Strategies Utilized during a Novel Rotary Task in Total Knee Replacement Subjects

Abstract

The ability to perform activities of daily living involving flexion/extension of the knee along with rotation are crucial for total knee replacement (TKR) patients to regain their independence post-surgery. The proposed research identified compensatory strategies used by TKR subjects during a novel rotary task. The task consisted of two activities, a high to low (H2L) and a low to high (L2H) button task where subjects utilized a crossover technique in order to press buttons located at shoulder and knee height by flexing and extending the knee. Ground reaction forces and kinematics were recorded for eleven TKR subjects and twelve healthy controls. Data were modeled in a musculo-skeletal modeling system to determine knee torque, center of mass displacement, and muscular activity.
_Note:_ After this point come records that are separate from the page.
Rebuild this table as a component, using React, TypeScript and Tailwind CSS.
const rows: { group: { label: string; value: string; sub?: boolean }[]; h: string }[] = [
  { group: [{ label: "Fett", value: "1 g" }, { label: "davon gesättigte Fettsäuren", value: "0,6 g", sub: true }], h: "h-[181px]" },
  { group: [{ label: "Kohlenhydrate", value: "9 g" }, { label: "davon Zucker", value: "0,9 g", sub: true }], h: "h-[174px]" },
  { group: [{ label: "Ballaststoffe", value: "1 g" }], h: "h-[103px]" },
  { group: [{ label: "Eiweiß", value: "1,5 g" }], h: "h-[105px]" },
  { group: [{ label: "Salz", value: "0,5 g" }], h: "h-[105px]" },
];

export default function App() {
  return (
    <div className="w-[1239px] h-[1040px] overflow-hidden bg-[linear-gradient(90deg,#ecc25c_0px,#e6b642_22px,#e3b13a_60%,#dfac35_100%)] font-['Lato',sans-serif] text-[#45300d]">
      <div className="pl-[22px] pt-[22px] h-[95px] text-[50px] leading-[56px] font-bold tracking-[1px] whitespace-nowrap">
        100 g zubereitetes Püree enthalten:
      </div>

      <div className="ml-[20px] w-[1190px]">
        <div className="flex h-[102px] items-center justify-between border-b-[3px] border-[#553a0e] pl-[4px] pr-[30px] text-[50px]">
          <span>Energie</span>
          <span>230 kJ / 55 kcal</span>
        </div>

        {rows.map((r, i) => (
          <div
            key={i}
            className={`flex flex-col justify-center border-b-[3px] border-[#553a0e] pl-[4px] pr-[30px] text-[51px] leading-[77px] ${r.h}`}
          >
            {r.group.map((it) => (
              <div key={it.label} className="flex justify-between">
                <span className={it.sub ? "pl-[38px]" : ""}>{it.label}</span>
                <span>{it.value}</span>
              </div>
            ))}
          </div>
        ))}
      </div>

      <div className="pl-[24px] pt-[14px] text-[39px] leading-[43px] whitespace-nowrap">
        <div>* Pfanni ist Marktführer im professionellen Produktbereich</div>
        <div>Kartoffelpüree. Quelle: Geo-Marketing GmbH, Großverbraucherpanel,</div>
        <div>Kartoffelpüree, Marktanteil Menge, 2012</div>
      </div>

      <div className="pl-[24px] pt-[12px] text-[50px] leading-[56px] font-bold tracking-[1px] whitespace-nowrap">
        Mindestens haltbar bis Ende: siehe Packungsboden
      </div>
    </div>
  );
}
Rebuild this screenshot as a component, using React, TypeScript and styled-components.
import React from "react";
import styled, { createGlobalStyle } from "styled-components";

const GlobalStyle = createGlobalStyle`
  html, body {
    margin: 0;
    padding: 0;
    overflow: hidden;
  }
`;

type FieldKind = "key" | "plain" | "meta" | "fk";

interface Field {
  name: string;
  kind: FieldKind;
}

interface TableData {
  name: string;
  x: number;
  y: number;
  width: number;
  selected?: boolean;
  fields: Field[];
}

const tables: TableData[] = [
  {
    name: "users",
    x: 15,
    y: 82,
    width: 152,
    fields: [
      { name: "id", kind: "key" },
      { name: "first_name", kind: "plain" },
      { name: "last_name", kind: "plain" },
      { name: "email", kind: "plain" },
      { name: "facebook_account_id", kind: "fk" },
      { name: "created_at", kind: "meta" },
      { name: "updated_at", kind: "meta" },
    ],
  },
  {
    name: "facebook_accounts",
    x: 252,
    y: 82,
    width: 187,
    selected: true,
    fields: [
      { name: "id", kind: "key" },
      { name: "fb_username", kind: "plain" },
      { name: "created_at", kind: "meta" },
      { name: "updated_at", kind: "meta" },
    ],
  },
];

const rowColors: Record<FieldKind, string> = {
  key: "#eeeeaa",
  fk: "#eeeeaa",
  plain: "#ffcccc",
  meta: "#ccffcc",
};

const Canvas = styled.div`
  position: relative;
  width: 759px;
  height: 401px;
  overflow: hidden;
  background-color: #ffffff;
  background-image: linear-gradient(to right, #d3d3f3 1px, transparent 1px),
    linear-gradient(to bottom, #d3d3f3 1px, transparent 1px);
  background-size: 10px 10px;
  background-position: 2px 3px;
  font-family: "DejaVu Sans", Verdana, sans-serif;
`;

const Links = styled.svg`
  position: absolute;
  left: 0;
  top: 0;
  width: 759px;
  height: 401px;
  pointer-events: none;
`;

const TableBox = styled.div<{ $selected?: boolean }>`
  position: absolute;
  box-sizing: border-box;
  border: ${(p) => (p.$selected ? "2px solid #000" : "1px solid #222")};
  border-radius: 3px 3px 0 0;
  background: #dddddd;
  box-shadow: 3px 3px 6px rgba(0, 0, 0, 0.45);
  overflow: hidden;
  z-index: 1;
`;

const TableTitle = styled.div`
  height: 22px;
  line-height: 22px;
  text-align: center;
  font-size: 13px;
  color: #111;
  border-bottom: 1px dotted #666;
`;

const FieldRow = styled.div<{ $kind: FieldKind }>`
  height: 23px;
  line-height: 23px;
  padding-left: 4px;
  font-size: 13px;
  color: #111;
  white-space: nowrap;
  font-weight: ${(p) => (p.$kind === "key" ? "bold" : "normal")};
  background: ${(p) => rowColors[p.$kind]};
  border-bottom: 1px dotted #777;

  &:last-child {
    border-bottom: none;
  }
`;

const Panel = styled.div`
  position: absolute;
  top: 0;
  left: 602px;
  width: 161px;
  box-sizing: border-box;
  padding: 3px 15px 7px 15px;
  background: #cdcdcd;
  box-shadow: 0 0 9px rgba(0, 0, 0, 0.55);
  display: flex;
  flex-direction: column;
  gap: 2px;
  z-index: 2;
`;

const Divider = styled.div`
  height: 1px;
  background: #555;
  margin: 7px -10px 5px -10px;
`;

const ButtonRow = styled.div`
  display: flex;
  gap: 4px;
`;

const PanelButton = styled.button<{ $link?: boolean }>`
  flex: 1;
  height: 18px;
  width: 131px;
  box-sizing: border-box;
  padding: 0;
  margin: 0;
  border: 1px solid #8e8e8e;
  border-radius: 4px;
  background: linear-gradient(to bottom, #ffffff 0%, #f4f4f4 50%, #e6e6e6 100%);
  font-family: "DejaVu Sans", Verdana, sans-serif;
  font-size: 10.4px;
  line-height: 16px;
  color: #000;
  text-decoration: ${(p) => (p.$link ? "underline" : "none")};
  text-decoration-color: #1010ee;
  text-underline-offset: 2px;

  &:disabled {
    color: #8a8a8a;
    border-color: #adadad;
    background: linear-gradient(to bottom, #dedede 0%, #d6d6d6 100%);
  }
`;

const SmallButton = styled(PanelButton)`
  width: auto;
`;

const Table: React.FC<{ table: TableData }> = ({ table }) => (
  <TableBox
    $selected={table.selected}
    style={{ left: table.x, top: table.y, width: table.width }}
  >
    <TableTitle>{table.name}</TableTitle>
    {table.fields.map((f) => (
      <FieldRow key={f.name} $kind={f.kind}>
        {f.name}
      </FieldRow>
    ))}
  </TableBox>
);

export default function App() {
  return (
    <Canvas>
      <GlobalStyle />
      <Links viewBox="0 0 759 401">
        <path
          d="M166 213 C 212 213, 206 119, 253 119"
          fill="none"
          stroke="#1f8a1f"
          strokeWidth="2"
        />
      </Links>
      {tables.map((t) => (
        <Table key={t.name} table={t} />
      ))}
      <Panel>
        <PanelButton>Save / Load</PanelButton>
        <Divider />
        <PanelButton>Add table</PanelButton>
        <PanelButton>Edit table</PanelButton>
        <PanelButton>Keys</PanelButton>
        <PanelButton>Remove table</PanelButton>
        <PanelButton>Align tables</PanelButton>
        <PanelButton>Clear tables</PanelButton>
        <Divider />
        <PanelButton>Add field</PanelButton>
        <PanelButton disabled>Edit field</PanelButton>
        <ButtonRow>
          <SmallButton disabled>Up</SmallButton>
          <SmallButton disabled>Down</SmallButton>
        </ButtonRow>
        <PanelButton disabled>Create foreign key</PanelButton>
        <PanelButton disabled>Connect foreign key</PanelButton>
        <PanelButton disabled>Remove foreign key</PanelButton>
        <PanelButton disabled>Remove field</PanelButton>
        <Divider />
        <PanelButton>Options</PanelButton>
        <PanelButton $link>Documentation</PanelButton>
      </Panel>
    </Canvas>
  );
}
Each leg was categorized as affected (TKR knee), unaffected (non-TKR limb), or a healthy control. No statistical differences were found in the force transfer for the different groups, although differences in the variation of the loading within subjects were noted. Differences were found between healthy and unaffected knee angles and a strong trend between healthy and affected subject's knee angles in both tasks. L2H had the most variation where a significant difference was present predominantly between unaffected and healthy in the knee flexion, knee torque, and hip extensor muscles. Consistencies during both tasks in knee torque and muscle activation while knee angles varied suggests the kinematics during this type of motion is driven by the cross over. These outcomes suggest that individuals with a TKR may utilize strategies, such as keeping an extended knee and altered muscle activation, to achieve rotary tasks during knee flexion and extension, yet these strategies were not reported consistently from task to task. Early identification of these strategies could improve TKR success and the return to activities of daily living that involve flexion and rotation.